Directive »
Search the listing for "this" and copy every line where it appears.

Input records »
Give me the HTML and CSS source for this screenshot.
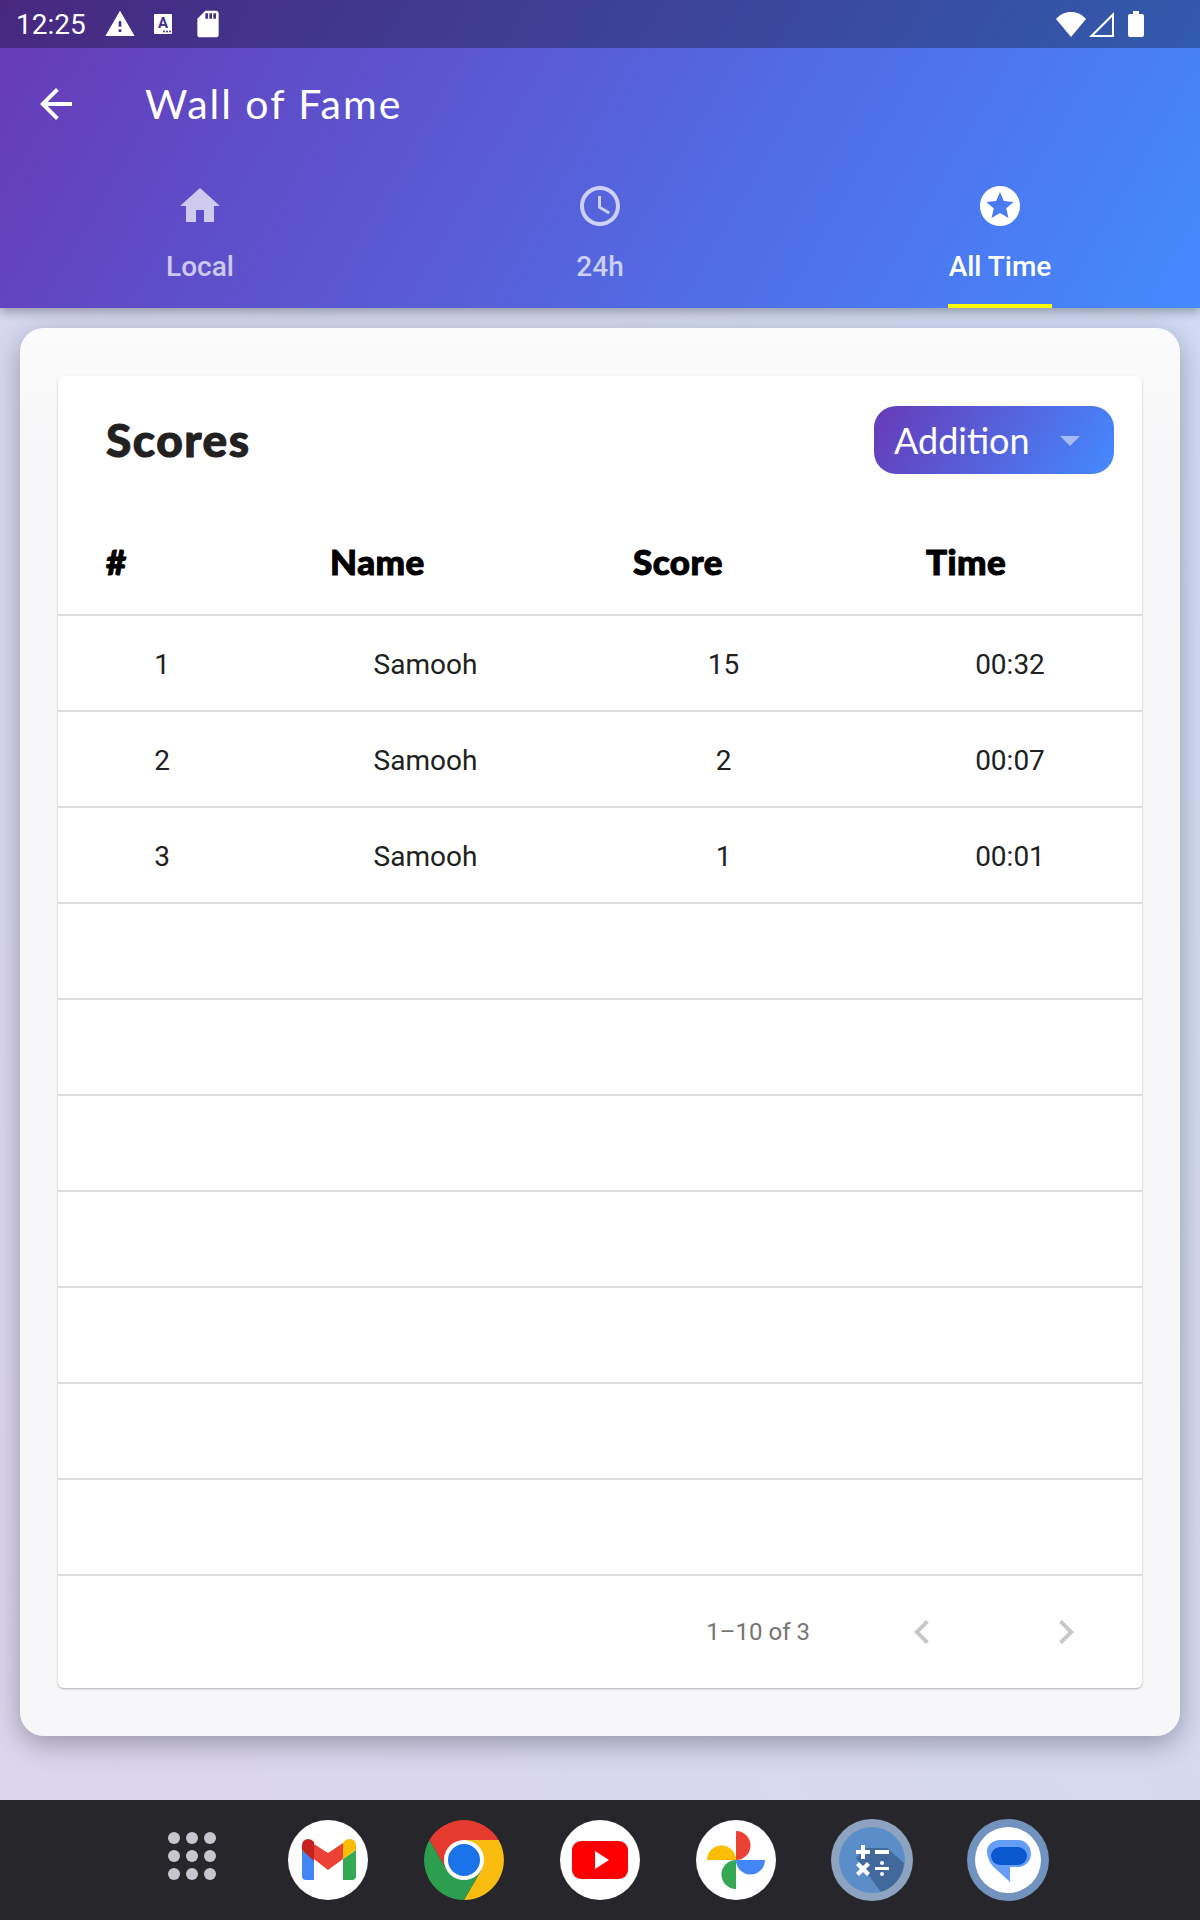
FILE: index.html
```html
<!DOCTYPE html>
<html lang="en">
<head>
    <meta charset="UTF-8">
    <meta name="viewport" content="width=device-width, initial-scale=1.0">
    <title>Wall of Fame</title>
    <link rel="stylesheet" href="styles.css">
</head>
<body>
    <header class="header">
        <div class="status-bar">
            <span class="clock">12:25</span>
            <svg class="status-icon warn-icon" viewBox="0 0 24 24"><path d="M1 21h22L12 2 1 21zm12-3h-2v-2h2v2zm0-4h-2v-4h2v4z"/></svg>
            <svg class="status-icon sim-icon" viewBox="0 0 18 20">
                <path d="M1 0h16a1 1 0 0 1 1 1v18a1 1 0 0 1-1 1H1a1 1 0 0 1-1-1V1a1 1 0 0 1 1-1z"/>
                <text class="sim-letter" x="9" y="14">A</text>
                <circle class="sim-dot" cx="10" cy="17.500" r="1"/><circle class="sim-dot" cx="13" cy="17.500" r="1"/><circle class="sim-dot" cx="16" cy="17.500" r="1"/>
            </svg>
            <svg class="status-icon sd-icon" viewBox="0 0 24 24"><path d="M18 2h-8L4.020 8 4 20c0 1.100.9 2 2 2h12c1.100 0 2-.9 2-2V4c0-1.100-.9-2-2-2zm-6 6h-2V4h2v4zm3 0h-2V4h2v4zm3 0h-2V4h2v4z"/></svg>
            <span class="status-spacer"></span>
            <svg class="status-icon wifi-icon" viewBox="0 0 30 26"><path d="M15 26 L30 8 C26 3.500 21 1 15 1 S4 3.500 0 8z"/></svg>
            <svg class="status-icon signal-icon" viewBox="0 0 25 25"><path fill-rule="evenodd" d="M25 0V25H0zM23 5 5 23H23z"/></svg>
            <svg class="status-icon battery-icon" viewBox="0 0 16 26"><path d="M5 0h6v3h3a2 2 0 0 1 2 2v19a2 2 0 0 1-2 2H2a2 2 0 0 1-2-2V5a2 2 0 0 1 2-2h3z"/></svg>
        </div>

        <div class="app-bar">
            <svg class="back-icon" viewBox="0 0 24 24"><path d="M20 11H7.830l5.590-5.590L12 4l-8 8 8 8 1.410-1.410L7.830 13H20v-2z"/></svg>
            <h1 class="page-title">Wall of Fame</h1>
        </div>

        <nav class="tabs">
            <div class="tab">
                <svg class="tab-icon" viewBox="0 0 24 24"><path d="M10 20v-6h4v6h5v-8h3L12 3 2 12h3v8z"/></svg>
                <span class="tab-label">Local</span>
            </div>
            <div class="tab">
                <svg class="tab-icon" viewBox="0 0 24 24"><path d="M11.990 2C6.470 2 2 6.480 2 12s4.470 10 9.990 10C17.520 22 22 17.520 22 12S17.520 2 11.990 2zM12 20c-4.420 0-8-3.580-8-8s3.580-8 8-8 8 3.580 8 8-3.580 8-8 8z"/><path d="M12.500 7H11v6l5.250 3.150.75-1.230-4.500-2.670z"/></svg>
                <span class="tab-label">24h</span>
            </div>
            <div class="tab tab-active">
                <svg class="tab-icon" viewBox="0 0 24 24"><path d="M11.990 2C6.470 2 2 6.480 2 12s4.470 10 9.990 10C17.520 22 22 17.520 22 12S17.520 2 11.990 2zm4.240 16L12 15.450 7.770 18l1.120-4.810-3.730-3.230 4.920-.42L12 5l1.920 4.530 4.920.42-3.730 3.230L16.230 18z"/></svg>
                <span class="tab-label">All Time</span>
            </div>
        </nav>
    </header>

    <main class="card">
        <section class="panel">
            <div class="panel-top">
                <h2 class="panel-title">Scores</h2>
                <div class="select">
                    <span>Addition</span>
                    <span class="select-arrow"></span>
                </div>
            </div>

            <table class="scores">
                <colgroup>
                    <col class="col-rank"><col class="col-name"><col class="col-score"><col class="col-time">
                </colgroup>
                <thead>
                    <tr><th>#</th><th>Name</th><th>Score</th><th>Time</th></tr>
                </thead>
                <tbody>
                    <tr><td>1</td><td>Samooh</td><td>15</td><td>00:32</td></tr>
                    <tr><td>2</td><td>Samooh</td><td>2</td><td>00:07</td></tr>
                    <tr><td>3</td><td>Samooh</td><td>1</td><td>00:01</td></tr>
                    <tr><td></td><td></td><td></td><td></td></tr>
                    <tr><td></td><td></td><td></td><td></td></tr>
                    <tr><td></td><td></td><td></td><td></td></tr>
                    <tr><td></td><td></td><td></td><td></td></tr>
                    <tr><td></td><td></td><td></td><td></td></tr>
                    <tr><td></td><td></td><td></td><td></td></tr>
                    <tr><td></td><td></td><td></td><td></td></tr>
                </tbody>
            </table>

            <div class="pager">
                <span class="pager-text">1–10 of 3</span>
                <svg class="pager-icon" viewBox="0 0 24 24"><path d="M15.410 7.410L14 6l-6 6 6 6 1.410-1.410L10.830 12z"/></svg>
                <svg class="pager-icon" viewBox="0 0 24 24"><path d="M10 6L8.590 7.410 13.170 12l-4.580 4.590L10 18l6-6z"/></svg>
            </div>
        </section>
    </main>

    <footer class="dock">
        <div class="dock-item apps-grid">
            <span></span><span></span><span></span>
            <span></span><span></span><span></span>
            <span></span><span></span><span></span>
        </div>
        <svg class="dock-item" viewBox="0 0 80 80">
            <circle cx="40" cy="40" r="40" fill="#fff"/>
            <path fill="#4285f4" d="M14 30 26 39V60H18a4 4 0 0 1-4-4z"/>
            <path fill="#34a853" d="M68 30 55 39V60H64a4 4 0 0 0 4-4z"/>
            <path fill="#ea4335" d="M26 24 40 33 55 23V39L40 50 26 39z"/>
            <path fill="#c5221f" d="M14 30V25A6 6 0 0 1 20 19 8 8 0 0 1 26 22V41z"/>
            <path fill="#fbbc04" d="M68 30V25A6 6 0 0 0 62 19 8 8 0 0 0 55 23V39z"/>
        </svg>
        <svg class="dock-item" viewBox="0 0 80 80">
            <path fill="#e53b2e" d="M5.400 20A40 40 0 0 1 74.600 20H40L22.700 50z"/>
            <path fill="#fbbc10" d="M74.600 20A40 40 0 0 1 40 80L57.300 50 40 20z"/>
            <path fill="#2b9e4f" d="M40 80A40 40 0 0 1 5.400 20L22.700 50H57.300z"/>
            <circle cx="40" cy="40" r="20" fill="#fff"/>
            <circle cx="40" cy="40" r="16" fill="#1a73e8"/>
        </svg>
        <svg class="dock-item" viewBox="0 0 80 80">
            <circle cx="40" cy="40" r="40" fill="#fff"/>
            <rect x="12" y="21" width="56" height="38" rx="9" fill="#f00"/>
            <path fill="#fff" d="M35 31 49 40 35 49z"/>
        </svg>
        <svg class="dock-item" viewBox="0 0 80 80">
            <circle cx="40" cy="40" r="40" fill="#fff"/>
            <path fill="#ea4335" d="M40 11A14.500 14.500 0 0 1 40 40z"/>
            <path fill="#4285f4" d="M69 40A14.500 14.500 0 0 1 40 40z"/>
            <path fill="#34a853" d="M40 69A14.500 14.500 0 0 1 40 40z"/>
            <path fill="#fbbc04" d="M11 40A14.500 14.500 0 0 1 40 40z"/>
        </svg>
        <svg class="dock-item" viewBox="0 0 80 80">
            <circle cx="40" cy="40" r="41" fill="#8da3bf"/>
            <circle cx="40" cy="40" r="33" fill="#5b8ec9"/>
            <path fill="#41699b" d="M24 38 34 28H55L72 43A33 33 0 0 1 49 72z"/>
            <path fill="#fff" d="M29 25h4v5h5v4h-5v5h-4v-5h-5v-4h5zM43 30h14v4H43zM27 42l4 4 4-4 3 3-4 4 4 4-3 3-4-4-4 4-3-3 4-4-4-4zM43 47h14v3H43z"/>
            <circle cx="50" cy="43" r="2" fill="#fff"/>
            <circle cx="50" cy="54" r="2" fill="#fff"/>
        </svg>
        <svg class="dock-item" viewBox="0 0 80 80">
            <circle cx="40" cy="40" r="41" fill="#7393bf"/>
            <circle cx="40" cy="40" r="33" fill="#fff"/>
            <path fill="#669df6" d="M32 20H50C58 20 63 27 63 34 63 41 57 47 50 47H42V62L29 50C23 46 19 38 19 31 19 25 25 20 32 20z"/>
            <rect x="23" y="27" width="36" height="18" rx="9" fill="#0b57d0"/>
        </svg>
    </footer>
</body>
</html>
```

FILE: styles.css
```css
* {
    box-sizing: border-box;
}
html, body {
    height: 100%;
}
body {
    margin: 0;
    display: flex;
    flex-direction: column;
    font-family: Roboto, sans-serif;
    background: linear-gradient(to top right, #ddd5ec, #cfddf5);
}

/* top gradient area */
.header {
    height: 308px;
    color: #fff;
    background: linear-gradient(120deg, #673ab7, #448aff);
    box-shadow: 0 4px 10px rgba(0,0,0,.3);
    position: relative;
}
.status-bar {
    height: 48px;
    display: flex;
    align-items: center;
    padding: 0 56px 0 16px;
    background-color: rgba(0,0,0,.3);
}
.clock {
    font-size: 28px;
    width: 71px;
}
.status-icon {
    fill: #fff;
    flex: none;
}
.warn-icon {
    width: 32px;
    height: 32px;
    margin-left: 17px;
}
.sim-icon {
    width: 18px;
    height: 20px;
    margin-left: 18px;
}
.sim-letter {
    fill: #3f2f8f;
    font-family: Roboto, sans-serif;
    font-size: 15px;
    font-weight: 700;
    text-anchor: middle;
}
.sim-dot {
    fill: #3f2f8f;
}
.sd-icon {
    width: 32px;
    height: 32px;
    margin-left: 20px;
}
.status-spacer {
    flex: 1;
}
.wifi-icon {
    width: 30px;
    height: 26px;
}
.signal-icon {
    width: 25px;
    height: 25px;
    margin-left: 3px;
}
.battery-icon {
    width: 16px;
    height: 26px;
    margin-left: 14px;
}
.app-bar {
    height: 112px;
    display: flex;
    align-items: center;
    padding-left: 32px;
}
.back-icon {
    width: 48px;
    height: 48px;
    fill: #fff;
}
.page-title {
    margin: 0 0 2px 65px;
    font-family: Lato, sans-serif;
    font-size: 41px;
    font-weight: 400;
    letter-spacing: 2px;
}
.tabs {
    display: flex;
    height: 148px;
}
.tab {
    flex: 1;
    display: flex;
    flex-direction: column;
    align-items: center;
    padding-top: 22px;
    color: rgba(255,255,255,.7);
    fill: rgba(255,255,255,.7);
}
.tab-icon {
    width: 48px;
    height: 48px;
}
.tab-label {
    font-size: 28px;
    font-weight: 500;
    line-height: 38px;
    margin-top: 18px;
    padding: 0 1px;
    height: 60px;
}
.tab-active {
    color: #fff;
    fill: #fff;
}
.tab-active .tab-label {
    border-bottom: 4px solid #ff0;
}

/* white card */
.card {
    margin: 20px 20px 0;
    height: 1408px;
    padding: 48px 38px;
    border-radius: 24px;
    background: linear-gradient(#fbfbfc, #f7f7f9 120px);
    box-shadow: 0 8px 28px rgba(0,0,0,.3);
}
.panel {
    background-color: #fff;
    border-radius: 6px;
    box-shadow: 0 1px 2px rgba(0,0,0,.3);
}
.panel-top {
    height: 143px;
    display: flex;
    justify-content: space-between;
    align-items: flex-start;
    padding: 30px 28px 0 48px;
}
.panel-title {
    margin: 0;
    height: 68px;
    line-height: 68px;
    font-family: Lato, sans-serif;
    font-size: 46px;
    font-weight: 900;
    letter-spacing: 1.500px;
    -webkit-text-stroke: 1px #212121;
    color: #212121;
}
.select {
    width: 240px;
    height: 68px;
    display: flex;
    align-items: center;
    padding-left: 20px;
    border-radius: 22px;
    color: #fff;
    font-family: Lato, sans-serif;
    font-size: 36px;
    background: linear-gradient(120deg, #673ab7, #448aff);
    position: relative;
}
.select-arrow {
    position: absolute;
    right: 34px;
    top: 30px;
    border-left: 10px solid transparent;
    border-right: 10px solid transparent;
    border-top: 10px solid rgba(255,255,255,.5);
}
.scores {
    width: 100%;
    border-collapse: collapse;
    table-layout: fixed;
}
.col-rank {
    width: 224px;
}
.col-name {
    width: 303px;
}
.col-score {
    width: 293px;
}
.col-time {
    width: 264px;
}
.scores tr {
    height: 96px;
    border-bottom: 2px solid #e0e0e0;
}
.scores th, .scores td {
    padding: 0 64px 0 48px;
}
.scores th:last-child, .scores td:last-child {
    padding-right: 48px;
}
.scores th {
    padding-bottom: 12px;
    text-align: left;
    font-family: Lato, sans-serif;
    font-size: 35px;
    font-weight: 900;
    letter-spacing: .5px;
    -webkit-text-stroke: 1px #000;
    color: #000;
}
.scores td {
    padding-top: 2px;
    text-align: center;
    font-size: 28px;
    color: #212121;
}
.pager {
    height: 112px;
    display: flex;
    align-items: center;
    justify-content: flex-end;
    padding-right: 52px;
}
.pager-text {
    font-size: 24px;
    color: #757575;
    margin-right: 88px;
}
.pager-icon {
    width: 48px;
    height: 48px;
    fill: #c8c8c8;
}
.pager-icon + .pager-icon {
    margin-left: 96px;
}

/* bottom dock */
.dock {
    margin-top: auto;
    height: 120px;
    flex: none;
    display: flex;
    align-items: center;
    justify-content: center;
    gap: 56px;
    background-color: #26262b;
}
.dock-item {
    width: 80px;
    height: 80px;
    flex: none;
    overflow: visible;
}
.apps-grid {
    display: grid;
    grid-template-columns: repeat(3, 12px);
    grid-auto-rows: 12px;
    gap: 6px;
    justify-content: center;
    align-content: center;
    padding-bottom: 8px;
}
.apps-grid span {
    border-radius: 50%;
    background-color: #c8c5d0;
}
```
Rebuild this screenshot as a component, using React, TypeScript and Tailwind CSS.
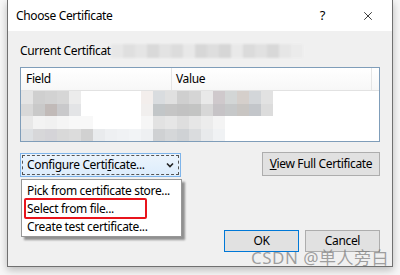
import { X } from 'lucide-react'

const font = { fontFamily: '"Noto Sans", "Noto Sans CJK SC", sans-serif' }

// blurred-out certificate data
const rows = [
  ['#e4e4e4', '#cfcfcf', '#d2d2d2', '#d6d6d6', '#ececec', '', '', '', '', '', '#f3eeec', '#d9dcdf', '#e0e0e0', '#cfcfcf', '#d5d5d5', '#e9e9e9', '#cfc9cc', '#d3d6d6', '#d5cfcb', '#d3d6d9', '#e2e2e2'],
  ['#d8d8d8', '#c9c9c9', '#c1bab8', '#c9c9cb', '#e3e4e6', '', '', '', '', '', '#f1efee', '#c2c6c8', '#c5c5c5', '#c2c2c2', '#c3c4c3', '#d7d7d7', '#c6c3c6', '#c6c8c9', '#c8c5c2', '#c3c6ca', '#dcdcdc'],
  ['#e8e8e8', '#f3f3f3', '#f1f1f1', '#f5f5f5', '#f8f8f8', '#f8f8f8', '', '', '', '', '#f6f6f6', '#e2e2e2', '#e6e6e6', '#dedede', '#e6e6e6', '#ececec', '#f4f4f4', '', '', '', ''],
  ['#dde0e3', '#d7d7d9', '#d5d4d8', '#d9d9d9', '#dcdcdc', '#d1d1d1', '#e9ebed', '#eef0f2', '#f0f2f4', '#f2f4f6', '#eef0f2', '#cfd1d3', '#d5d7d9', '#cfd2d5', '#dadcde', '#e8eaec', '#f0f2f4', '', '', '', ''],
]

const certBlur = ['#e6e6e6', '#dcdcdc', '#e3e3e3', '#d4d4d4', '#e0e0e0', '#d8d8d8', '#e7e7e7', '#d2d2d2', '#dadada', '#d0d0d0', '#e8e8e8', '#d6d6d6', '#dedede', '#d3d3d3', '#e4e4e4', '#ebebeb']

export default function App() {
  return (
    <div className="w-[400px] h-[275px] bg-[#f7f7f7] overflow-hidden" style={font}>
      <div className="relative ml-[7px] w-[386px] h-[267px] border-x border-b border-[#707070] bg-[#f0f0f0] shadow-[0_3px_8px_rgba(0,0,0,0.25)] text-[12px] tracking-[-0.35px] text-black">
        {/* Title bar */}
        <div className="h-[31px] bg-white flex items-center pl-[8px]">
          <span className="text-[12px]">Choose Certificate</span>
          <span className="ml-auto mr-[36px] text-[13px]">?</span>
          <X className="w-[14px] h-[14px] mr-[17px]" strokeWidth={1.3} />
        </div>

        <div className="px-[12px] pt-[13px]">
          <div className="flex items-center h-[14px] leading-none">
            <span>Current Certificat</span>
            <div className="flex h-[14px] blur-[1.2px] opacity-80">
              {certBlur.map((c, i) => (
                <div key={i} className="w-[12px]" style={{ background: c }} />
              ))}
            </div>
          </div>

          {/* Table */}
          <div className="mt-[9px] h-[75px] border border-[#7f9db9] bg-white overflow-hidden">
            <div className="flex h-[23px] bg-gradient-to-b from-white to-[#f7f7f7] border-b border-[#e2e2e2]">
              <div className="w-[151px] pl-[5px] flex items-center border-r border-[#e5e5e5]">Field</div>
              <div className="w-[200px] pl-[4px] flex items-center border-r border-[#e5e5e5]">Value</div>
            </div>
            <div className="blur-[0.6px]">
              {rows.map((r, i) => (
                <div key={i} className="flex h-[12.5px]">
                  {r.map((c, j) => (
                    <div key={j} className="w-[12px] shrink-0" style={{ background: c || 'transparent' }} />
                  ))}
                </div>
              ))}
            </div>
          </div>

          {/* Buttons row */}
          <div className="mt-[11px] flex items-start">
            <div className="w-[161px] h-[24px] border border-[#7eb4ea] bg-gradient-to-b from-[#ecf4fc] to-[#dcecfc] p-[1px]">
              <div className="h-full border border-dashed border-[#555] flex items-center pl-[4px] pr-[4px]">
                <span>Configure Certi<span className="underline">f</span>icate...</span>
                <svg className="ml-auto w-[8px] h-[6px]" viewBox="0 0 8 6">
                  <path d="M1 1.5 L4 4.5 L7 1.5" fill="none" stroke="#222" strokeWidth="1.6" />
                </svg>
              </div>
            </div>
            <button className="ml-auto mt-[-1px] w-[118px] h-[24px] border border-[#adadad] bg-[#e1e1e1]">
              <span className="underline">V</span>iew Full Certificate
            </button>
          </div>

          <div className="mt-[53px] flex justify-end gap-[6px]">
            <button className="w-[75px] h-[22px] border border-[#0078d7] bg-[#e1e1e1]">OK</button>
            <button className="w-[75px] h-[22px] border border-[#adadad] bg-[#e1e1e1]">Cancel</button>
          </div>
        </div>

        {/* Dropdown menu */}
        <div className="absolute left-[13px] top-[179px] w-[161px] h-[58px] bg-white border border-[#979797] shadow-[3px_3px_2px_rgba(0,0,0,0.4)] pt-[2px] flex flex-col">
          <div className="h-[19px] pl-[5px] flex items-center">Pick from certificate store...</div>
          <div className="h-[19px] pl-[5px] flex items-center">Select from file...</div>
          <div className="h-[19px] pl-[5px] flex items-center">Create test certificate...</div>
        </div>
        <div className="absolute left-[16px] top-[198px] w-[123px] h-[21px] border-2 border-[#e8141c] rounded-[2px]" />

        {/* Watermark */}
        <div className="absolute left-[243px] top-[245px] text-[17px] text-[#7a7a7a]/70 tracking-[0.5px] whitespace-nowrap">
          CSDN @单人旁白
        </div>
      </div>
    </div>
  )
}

Solved problem »
Give me the HTML and CSS source for this screenshot.
Rebuild this screenshot as a component, using React, TypeScript and Tailwind CSS.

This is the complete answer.